Released by SNK in the late 1980s for the Famicom and later the NES, Touch Down Fever attempted to bring the frenetic energy of the arcade original into the home. Unlike the strategic depth found in contemporaries like Tecmo Bowl, this title leans heavily into an "arcade-first" philosophy, prioritizing speed and immediate action over complex playbooks. SNK’s football offering serves as a bridge between their early arcade roots and their eventual dominance in the fighting game genre.
The gameplay utilizes a vertical scrolling perspective, which was common for the era but can feel cramped during high-speed passing plays. Players select from a limited roster of teams, each possessing minor statistical variations, and engage in four-quarter bouts characterized by shrill whistle sound effects and frequent sprite flickering. The "Fever" mechanic, while meant to add intensity, often results in chaotic scrums that lack the precision required for a truly satisfying simulation. It remains a relic of an era when developers were still figuring out how to translate the complexities of American football into a two-button control scheme, often sacrificing realism for sheer pace.

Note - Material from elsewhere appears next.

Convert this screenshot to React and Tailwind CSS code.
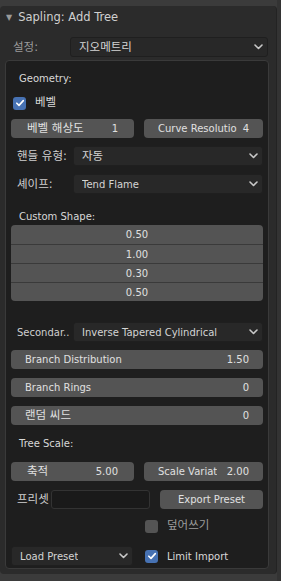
import React from 'react';

const font = { fontFamily: '"DejaVu Sans", "Noto Sans CJK KR", sans-serif' };

// Korean glyphs render smaller than the reference at 10px, bump them a little
const K = ({ children }) => <span className="text-[11.5px] leading-none">{children}</span>;

const Chevron = () => (
	<svg width="9" height="6" viewBox="0 0 9 6" className="shrink-0">
		<path d="M1 1 L4.5 4.5 L8 1" fill="none" stroke="#c8c8c8" strokeWidth="1.6" strokeLinecap="round" strokeLinejoin="round" />
	</svg>
);

const Dropdown = ({ value, className = '' }) => (
	<div className={`h-[20px] flex items-center justify-between pl-[8px] pr-[4px] rounded-[3px] bg-[#282828] border border-[#1f1f1f] text-[#d4d4d4] ${className}`}>
		<span className="truncate">{value}</span>
		<Chevron />
	</div>
);

const NumField = ({ label, value, className = '' }) => (
	<div className={`h-[19px] flex items-center justify-between px-[14px] rounded-[4px] bg-[#545454] text-[#e0e0e0] ${className}`}>
		<span className="truncate">{label}</span>
		<span>{value}</span>
	</div>
);

const Check = ({ on }) => (
	<div className={`w-[13px] h-[13px] rounded-[3px] flex items-center justify-center shrink-0 ${on ? 'bg-[#4772b3]' : 'bg-[#545454]'}`}>
		{on && (
			<svg width="10" height="10" viewBox="0 0 10 10">
				<path d="M1.8 5.2 L4 7.4 L8.3 2.6" fill="none" stroke="#ffffff" strokeWidth="1.6" strokeLinecap="round" strokeLinejoin="round" />
			</svg>
		)}
	</div>
);

const Row = ({ label, children }) => (
	<div className="flex items-center h-[20px]">
		<span className="w-[62px] pl-[6px] text-[#cfcfcf] shrink-0 whitespace-nowrap">{label}</span>
		<div className="flex-1">{children}</div>
	</div>
);

export default function App() {
	return (
		<div style={font} className="w-[281px] h-[581px] bg-[#3b3b3b] overflow-hidden flex text-[10px]">
			<div className="w-[277px] mt-[6px] h-[568px] bg-[#2b2b2b] rounded-[4px] border-r border-[#232323] flex flex-col">
				<div className="h-[24px] flex items-center pl-[6px] gap-[6px] text-[#d0d0d0] text-[11.5px]">
					<span className="text-[8px] text-[#9a9a9a]">▼</span>
					<span>Sapling: Add Tree</span>
				</div>
				<div className="flex items-center h-[20px] mt-[7px] pr-[8px]">
					<span className="w-[70px] pl-[13px] text-[#9c9c9c]"><K>설정:</K></span>
					<Dropdown value={<K>지오메트리</K>} className="flex-1" />
				</div>
				<div className="mt-[3px] ml-[5px] w-[264px] h-[509px] bg-[#1e1e1e] border border-[#3a3a3a] rounded-[4px] flex flex-col pl-[5px] pr-[5px] text-[#d8d8d8]">
					<div className="h-[24px] flex items-end pl-[8px] mt-[1px]">Geometry:</div>
					<div className="flex items-center gap-[9px] h-[20px] mt-[7px] pl-[2px]">
						<Check on />
						<K>베벨</K>
					</div>
					<div className="flex gap-[10px] mt-[6px]">
						<NumField label={<K>베벨 해상도</K>} value="1" className="flex-1 px-[16px]" />
						<NumField label="Curve Resolutio" value="4" className="flex-1 px-[14px]" />
					</div>
					<div className="flex flex-col gap-[8px] mt-[8px]">
						<Row label={<K>핸들 유형:</K>}><Dropdown value={<K>자동</K>} /></Row>
						<Row label={<K>셰이프:</K>}><Dropdown value="Tend Flame" /></Row>
					</div>
					<div className="h-[20px] flex items-end pl-[8px] mt-[10px]">Custom Shape:</div>
					<div className="mt-[1px] rounded-[4px] overflow-hidden bg-[#545454] flex flex-col text-[#e0e0e0]">
						{['0.50', '1.00', '0.30', '0.50'].map((v, i) => (
							<div key={i} className={`h-[19px] flex items-center justify-center ${i > 0 ? 'border-t border-[#3a3a3a]' : ''}`}>{v}</div>
						))}
					</div>
					<div className="mt-[21px]">
						<Row label="Secondar..">
							<Dropdown value="Inverse Tapered Cylindrical" />
						</Row>
					</div>
					<div className="flex flex-col gap-[9px] mt-[8px]">
						<NumField label="Branch Distribution" value="1.50" />
						<NumField label="Branch Rings" value="0" />
						<NumField label={<K>랜덤 씨드</K>} value="0" />
					</div>
					<div className="h-[20px] flex items-end pl-[8px] mt-[6px]">Tree Scale:</div>
					<div className="flex gap-[10px] mt-[11px]">
						<NumField label={<K>축적</K>} value="5.00" className="flex-1 px-[16px]" />
						<NumField label="Scale Variat" value="2.00" className="flex-1 px-[14px]" />
					</div>
					<div className="flex items-center h-[20px] mt-[8px]">
						<span className="w-[40px] pl-[6px] text-[#cfcfcf]"><K>프리셋</K></span>
						<div className="w-[99px] h-[19px] bg-[#1a1a1a] border border-[#333333] rounded-[3px]" />
						<div className="flex-1 ml-[10px] h-[19px] rounded-[4px] bg-[#545454] flex items-center justify-center text-[#e0e0e0]">Export Preset</div>
					</div>
					<div className="flex items-center gap-[9px] h-[20px] mt-[7px] pl-[134px] text-[#9c9c9c]">
						<Check />
						<K>덮어쓰기</K>
					</div>
					<div className="flex items-center h-[20px] mt-[10px]">
						<Dropdown value="Load Preset" className="w-[122px]" />
						<div className="flex items-center gap-[9px] ml-[12px]">
							<Check on />
							<span>Limit Import</span>
						</div>
					</div>
				</div>
			</div>
			<div className="flex-1 bg-[#333333]" />
		</div>
	);
}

Visually, the game is bright and functional, featuring large sprites that are easy to track, though the animation is predictably stiff and lacks fluid transitions. The audio design is perhaps the game's biggest hurdle, as the looping background themes and piercing sound effects can become grating during extended play sessions. While it offers a nostalgic burst of 8-bit sports action, it ultimately sits in the shadow of more polished football titles that arrived later in the NES's lifecycle. It is a curious piece of SNK history, representing a time before the company became synonymous with the high-end Neo Geo hardware.